Template for Multinomial Logit Model

Introduction

Multinomial logit model has the same code as binary logit model. We will see two additional function in apollo_probabilities() in step 5.

If there are multiple observations per individual, then we need to call function apollo_panelProd() which multiplies the probabilities choice observations for the same individual. We have been commenting this command (using #) because we only have one observation per individual.

### Take product across observation for same individual
P = apollo_panelProd(P, apollo_inputs, functionality)

If we wish to include weights, then we need to call the function apollo_weighing() prior to apollo_prepareProb(). The command is shown below. We also need to identify the weights column in apollo_control. It will be discussed in step 1 later.

### accounts for the weights
P = apollo_weighting(P, apollo_inputs, functionality)

The apollo_probabilities() always ends with the same two commands. First is apollo_prepareProb() which prepares the output of the function, followed by command return(P)

### Prepare and return outputs of function
P = apollo_prepareProb(P, apollo_inputs, functionality)

return(P)

Note - There are many examples, along with few datasets, that can be downloaded from the Apollo choice modelling website. The chapter 4 in the Apollo manual explains the example no. 3 in detail. However, I feel that the details in chapter 4 can be overwhelming for those who are new to discrete choice modelling.

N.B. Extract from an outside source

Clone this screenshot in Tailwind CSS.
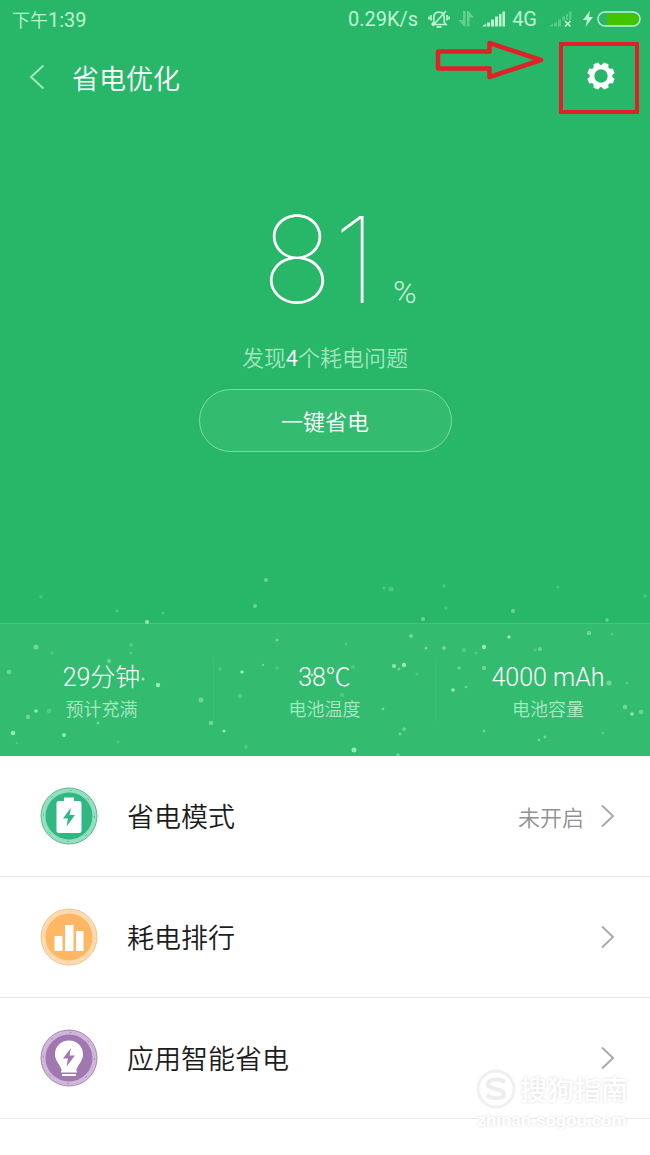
<!DOCTYPE html>
<html lang="zh-CN">
<head>
    <meta charset="UTF-8">
    <meta name="viewport" content="width=device-width, initial-scale=1.0">
    <title>省电优化</title>
    <script src="https://cdn.jsdelivr.net/npm/@tailwindcss/browser@4"></script>
</head>
<body class="min-h-screen bg-white font-['Noto_Sans_CJK_SC',sans-serif]">
    <div class="relative">
        <section class="relative bg-[#28b768] text-white">
            <!-- Status bar -->
            <div class="flex h-[38px] items-center justify-between pl-3 pr-[9px] text-[#bdf5d3]">
                <span class="text-lg font-[350]">下午<span class="font-['Roboto',sans-serif] text-xl font-normal">1:39</span></span>
                <div class="flex items-center font-['Roboto',sans-serif] text-xl">
                    <span class="mr-[10px]">0.29K/s</span>
                    <svg class="mr-2 h-5 w-[22px]" viewBox="0 0 22 20" fill="none" stroke="currentColor" stroke-width="1.7" aria-hidden="true">
                        <path d="M3.500 15.500h14.500l-1.800-2.500V8.500C16.200 5 14 3.200 11 3.200S5.800 5 5.800 8.500V13l-2 2.500M8.500 17.800h5M4.500 17L18 2"/>
                        <path d="M3 6v5.500M19 6v5.500M1 7.500v3M21 7.500v3"/>
                    </svg>
                    <svg class="mr-2 h-5 w-4 opacity-40" viewBox="0 0 16 20" fill="currentColor" aria-hidden="true">
                        <path d="M5 2h2.500v15.500H6L.5 11H5zM9 17.500V2h1.500L16 8.500h-4.500v9z"/>
                    </svg>
                    <svg class="mr-[6px] h-5 w-6" viewBox="0 0 24 20" fill="currentColor" aria-hidden="true">
                        <path d="M0 17.500l4-3v3zM5 13.500h3v4H5zM9 10.500h3v7H9zM13 7.500h3v10h-3zM17 5h2.500v12.500H17zM20.500 2.500H23v15h-2.500z"/>
                    </svg>
                    <span class="mr-3">4G</span>
                    <svg class="mr-[10px] h-5 w-6" viewBox="0 0 24 20" fill="currentColor" aria-hidden="true">
                        <path opacity=".3" d="M0 17.500l4-3v3zM5 13.500h3v4H5zM9 10.500h3v7H9zM13 7.500h3v4h-3zM17 5h2v6h-2zM20 2.500h2.500V11H20z"/>
                        <path d="M16 12l5.500 5.500M21.500 12L16 17.500" stroke="currentColor" stroke-width="1.600"/>
                    </svg>
                    <svg class="mr-1 h-5 w-[10px]" viewBox="0 0 10 20" fill="currentColor" aria-hidden="true">
                        <path d="M7 1.500L0 11h4L2.500 18 10 8H6z"/>
                    </svg>
                    <svg class="h-4 w-11" viewBox="0 0 44 16" aria-hidden="true">
                        <path d="M10 2h26a6 6 0 0 1 0 12H10z" fill="#43c400"/>
                        <rect x="1" y="1" width="42" height="14" rx="7" fill="none" stroke="currentColor" stroke-width="1.500"/>
                    </svg>
                </div>
            </div>

            <!-- Header -->
            <header class="flex h-20 items-center pl-7 pr-[11px]">
                <a href="#" aria-label="返回" class="text-[#a4e8c0]">
                    <svg class="h-7 w-[18px]" viewBox="0 0 18 28" fill="none" stroke="currentColor" stroke-width="2"><path d="M15.500 1.500L3 13l12.500 11.500"/></svg>
                </a>
                <h1 class="ml-[26px] text-[27px] font-[350] text-white">省电优化</h1>
                <button type="button" aria-label="设置" class="ml-auto flex h-[72px] w-20 items-center justify-center border-4 border-[#e02128] pb-1">
                    <svg class="ml-1 h-7 w-7" viewBox="-14 -14 28 28" fill="none" stroke="#fff" aria-hidden="true">
                        <circle r="9" stroke-width="4.600"/>
                        <g fill="#fff" stroke="#fff" stroke-width="1" stroke-linejoin="round">
                            <path id="tooth" transform="rotate(22.500)" d="M-3-10L-2.200-13.200H2.200L3-10z"/>
                            <use href="#tooth" transform="rotate(45)"/>
                            <use href="#tooth" transform="rotate(90)"/>
                            <use href="#tooth" transform="rotate(135)"/>
                            <use href="#tooth" transform="rotate(180)"/>
                            <use href="#tooth" transform="rotate(225)"/>
                            <use href="#tooth" transform="rotate(270)"/>
                            <use href="#tooth" transform="rotate(315)"/>
                        </g>
                    </svg>
                </button>
            </header>
            <svg class="absolute right-[106px] top-10 h-10 w-[110px]" viewBox="0 0 110 40" fill="none" stroke="#e02128" stroke-width="4.500" stroke-linejoin="round" aria-hidden="true">
                <path d="M4 11.500H55.500V3L107 20 55.500 37V28.500H4z"/>
            </svg>

            <!-- Battery level -->
            <div class="flex h-[505px] flex-col items-center pt-20">
                <div class="flex items-baseline pl-[28px]">
                    <span class="font-['Inter',sans-serif] text-[120px] font-thin leading-[124px]">81</span>
                    <span class="ml-4 font-['Roboto',sans-serif] text-[32px] font-light leading-8 text-[#c9f3d9]">%</span>
                </div>
                <p class="mt-[18px] text-[22px] font-[350] leading-8 text-[#a3e5be]">发现<span class="text-white">4</span>个耗电问题</p>
                <button type="button" class="mt-[17px] h-[63px] w-[253px] rounded-full border border-[#80d9a5] bg-white/5 text-[22px] font-[350]">一键省电</button>
            </div>

            <!-- Stats -->
            <dl class="grid h-[133px] grid-cols-[213fr_223fr_214fr] items-center border-t border-white/10 bg-white/5 text-center">
                <div class="flex flex-col-reverse pr-[10px]">
                    <dt class="text-lg font-[350] leading-7 text-[#a9e8c3]">预计充满</dt>
                    <dd class="pt-1 font-['Roboto','Noto_Sans_CJK_SC',sans-serif] text-[25px] font-light leading-8">29分钟</dd>
                </div>
                <div class="flex flex-col-reverse border-x border-white/5">
                    <dt class="text-lg font-[350] leading-7 text-[#a9e8c3]">电池温度</dt>
                    <dd class="pt-1 font-['Roboto','Noto_Sans_CJK_SC',sans-serif] text-[25px] font-light leading-8">38℃</dd>
                </div>
                <div class="flex flex-col-reverse pl-[10px]">
                    <dt class="text-lg font-[350] leading-7 text-[#a9e8c3]">电池容量</dt>
                    <dd class="pt-1 font-['Roboto','Noto_Sans_CJK_SC',sans-serif] text-[25px] font-light leading-8">4000 mAh</dd>
                </div>
            </dl>

            <!-- Floating particles -->
            <svg class="pointer-events-none absolute bottom-0 left-0 w-full" viewBox="0 560 650 196" fill="#a8f2c7" aria-hidden="true">
                <g opacity=".85">
                    <circle cx="147" cy="622" r="2"/><circle cx="143" cy="679" r="1.500"/><circle cx="158" cy="685" r="2.200"/>
                    <circle cx="36" cy="711" r="1.800"/><circle cx="13" cy="733" r="2.200"/><circle cx="64" cy="735" r="2"/>
                    <circle cx="242" cy="672" r="1.800"/><circle cx="453" cy="690" r="1.800"/><circle cx="394" cy="666" r="2"/>
                    <circle cx="404" cy="665" r="2.200"/><circle cx="632" cy="714" r="1.700"/><circle cx="484" cy="647" r="2.200"/>
                    <circle cx="354" cy="750" r="2.500"/><circle cx="576" cy="708" r="2"/><circle cx="509" cy="637" r="1.700"/>
                    <circle cx="224" cy="731" r="1.500"/><circle cx="312" cy="675" r="1.500"/>
                </g>
                <g opacity=".5">
                    <circle cx="266" cy="580" r="2"/><circle cx="255" cy="606" r="2"/><circle cx="36" cy="647" r="2.500"/>
                    <circle cx="9" cy="672" r="2.300"/><circle cx="109" cy="661" r="2"/><circle cx="201" cy="700" r="2.500"/>
                    <circle cx="211" cy="723" r="2.300"/><circle cx="28" cy="717" r="2.200"/><circle cx="98" cy="723" r="1.500"/>
                    <circle cx="277" cy="640" r="1.600"/><circle cx="263" cy="665" r="1.200"/><circle cx="423" cy="619" r="2"/>
                    <circle cx="411" cy="636" r="2"/><circle cx="426" cy="648" r="1.600"/><circle cx="444" cy="648" r="2"/>
                    <circle cx="513" cy="611" r="2"/><circle cx="607" cy="620" r="1.700"/><circle cx="589" cy="633" r="2.200"/>
                    <circle cx="399" cy="669" r="1.500"/><circle cx="459" cy="668" r="1.700"/><circle cx="484" cy="668" r="2.200"/>
                    <circle cx="466" cy="687" r="1.300"/><circle cx="609" cy="683" r="2.600"/><circle cx="625" cy="707" r="2.300"/>
                    <circle cx="641" cy="712" r="2.300"/><circle cx="383" cy="709" r="1.400"/><circle cx="404" cy="729" r="1.800"/>
                    <circle cx="400" cy="734" r="1.600"/><circle cx="398" cy="755" r="1.800"/><circle cx="484" cy="731" r="1.400"/>
                    <circle cx="539" cy="740" r="1.500"/><circle cx="545" cy="737" r="1.500"/><circle cx="541" cy="668" r="1.700"/>
                    <circle cx="540" cy="649" r="2"/><circle cx="116" cy="703" r="2"/>
                </g>
                <g opacity=".25">
                    <circle cx="41" cy="597" r="1.700"/><circle cx="117" cy="611" r="1.600"/><circle cx="163" cy="613" r="1.600"/>
                    <circle cx="131" cy="645" r="2.200"/><circle cx="131" cy="653" r="1.600"/><circle cx="52" cy="653" r="1.700"/>
                    <circle cx="49" cy="711" r="2.400"/><circle cx="118" cy="742" r="1.600"/><circle cx="17" cy="743" r="1.300"/>
                    <circle cx="240" cy="696" r="2.400"/><circle cx="220" cy="669" r="1.800"/><circle cx="246" cy="747" r="2"/>
                    <circle cx="277" cy="668" r="1.700"/><circle cx="391" cy="589" r="2.600"/><circle cx="384" cy="588" r="1.700"/>
                    <circle cx="444" cy="586" r="1.800"/><circle cx="446" cy="608" r="1.800"/><circle cx="558" cy="587" r="1.600"/>
                    <circle cx="645" cy="596" r="1.800"/><circle cx="464" cy="650" r="2.300"/><circle cx="476" cy="653" r="1.500"/>
                    <circle cx="535" cy="650" r="1.700"/><circle cx="346" cy="644" r="1.500"/><circle cx="353" cy="667" r="2"/>
                    <circle cx="342" cy="695" r="2"/><circle cx="417" cy="674" r="1.600"/><circle cx="627" cy="683" r="1.500"/>
                    <circle cx="603" cy="733" r="1.600"/><circle cx="612" cy="634" r="1.500"/>
                </g>
            </svg>
        </section>

        <!-- Menu -->
        <nav class="text-[27px] font-[350] text-[#1c1c1c]">
            <a href="#" class="flex h-[121px] items-center border-b border-[#e8e8e8] pl-10 pr-[34px]">
                <svg class="h-[58px] w-[58px]" viewBox="0 0 58 58" aria-hidden="true">
                    <circle cx="29" cy="29" r="28" fill="#94dfbf" stroke="#5fb893"/>
                    <circle cx="29" cy="29" r="25.500" fill="none" stroke="#58bd94" stroke-dasharray="2 18"/>
                    <circle cx="29" cy="29" r="23.500" fill="#31b782"/>
                    <path d="M24 10.500h10V14h5a2.500 2.500 0 0 1 2.500 2.500v27A2.500 2.500 0 0 1 39 46H19a2.500 2.500 0 0 1-2.500-2.500v-27A2.500 2.500 0 0 1 19 14h5z" fill="#fff"/>
                    <path d="M31 20.500L23 31.500h5L26.500 39.500 35 28h-5.500z" fill="#31b782"/>
                </svg>
                <span class="ml-[29px]">省电模式</span>
                <span class="ml-auto text-[22px] text-[#929292]">未开启</span>
                <svg class="ml-4 h-6 w-4" viewBox="0 0 16 24" fill="none" stroke="#aaa" stroke-width="2" aria-hidden="true"><path d="M2 1.500l11 10.500L2 22.500"/></svg>
            </a>
            <a href="#" class="flex h-[121px] items-center border-b border-[#e8e8e8] pl-10 pr-[34px]">
                <svg class="h-[58px] w-[58px]" viewBox="0 0 58 58" aria-hidden="true">
                    <circle cx="29" cy="29" r="28" fill="#fddbae" stroke="#f0c490"/>
                    <circle cx="29" cy="29" r="25.500" fill="none" stroke="#f9c88b" stroke-dasharray="2 18"/>
                    <circle cx="29" cy="29" r="23.500" fill="#ffb764"/>
                    <path d="M14.500 28h8v15h-8zM25 17h8.500v26H25zM36 23h7.500v20H36z" fill="#fff"/>
                </svg>
                <span class="ml-[29px]">耗电排行</span>
                <svg class="ml-auto h-6 w-4" viewBox="0 0 16 24" fill="none" stroke="#aaa" stroke-width="2" aria-hidden="true"><path d="M2 1.500l11 10.500L2 22.500"/></svg>
            </a>
            <a href="#" class="flex h-[121px] items-center border-b border-[#e8e8e8] pl-10 pr-[34px]">
                <svg class="h-[58px] w-[58px]" viewBox="0 0 58 58" aria-hidden="true">
                    <circle cx="29" cy="29" r="28" fill="#cfb6da" stroke="#a58bb0"/>
                    <circle cx="29" cy="29" r="25.500" fill="none" stroke="#a985ba" stroke-dasharray="2 18"/>
                    <circle cx="29" cy="29" r="23.500" fill="#a078b0"/>
                    <path d="M29 11.500c-8 0-14 6-14 13.500 0 8 5.500 10 7 17.500h14c1.500-7.500 7-9.500 7-17.500 0-7.500-6-13.500-14-13.500z" fill="#fff"/>
                    <path d="M21 42h16v1.500H21zM22 45h14v2H22z" fill="#fff"/>
                    <path d="M31 19L23 29.500h5L26.500 37.500 35 26.500h-5.500z" fill="#a078b0"/>
                </svg>
                <span class="ml-[29px]">应用智能省电</span>
                <svg class="ml-auto h-6 w-4" viewBox="0 0 16 24" fill="none" stroke="#aaa" stroke-width="2" aria-hidden="true"><path d="M2 1.500l11 10.500L2 22.500"/></svg>
            </a>
        </nav>

        <!-- Watermark -->
        <div class="pointer-events-none absolute -bottom-[14px] right-[22px] text-white [text-shadow:0_0_3px_#d8d8d8]">
            <div class="flex items-center gap-1">
                <svg class="h-10 w-10" viewBox="0 0 40 40" fill="none" aria-hidden="true">
                    <circle cx="20" cy="20" r="18" stroke="#f0f0f0" stroke-width="3"/>
                    <path d="M29 13c-4-3-17-4-17 2 0 6 16 4 16 10 0 6-13 5-17 1" stroke="#ededed" stroke-width="4"/>
                </svg>
                <span class="text-[27px] font-medium leading-10">搜狗指南</span>
            </div>
            <div class="text-center font-['Liberation_Sans',sans-serif] text-[17px] font-bold leading-6">zhinan.sogou.com</div>
        </div>
    </div>
</body>
</html>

The code is broken down into series of steps, it very slightly deviates from the manual in step 2 because we will use tidyverse package to read, analyze and preprocess data since it is more flexible and very useful tool for future.

Step 1 - Initialisation
- set working directory
- set apollo_control
  - identify weights column along with identifier column
Step 2 - Data
- read file (csv or spss)
- clean data (optional)
- if we read spss file, remove labels/label/attributes
- convert tibble to dataframe
Step 3 - Define model parameters
- initialise parameters
Step 4 - Validate Inputs
Step 5 - Define apollo probabilities
- define utility equation
- set mnl_settings
Step 6 - Estimate model
Step 7 - Print and save output

Create a folder with name Apollo MNL Model. Start a new script by clicking on File %>% New File %>% R Script. Read %>% as then. The script pane would be the on top left. Let’s save the script as MNL_Template.R (by clicking File %>% Save), we don’t need to write the extension .R just like we don’t write the extension .png to save the image. Save the script in the same folder (Apollo MNL model).

Step 1 - Initialise the code

The first step is to initialise the code. We can break it into two sub-steps. You can read more detail in page no. 19 in the apollo manual.

Step 1-1 - Load libraries

We first clear the workspace, set working directory, load the relevant libraries and then we call the function apollo_initialize()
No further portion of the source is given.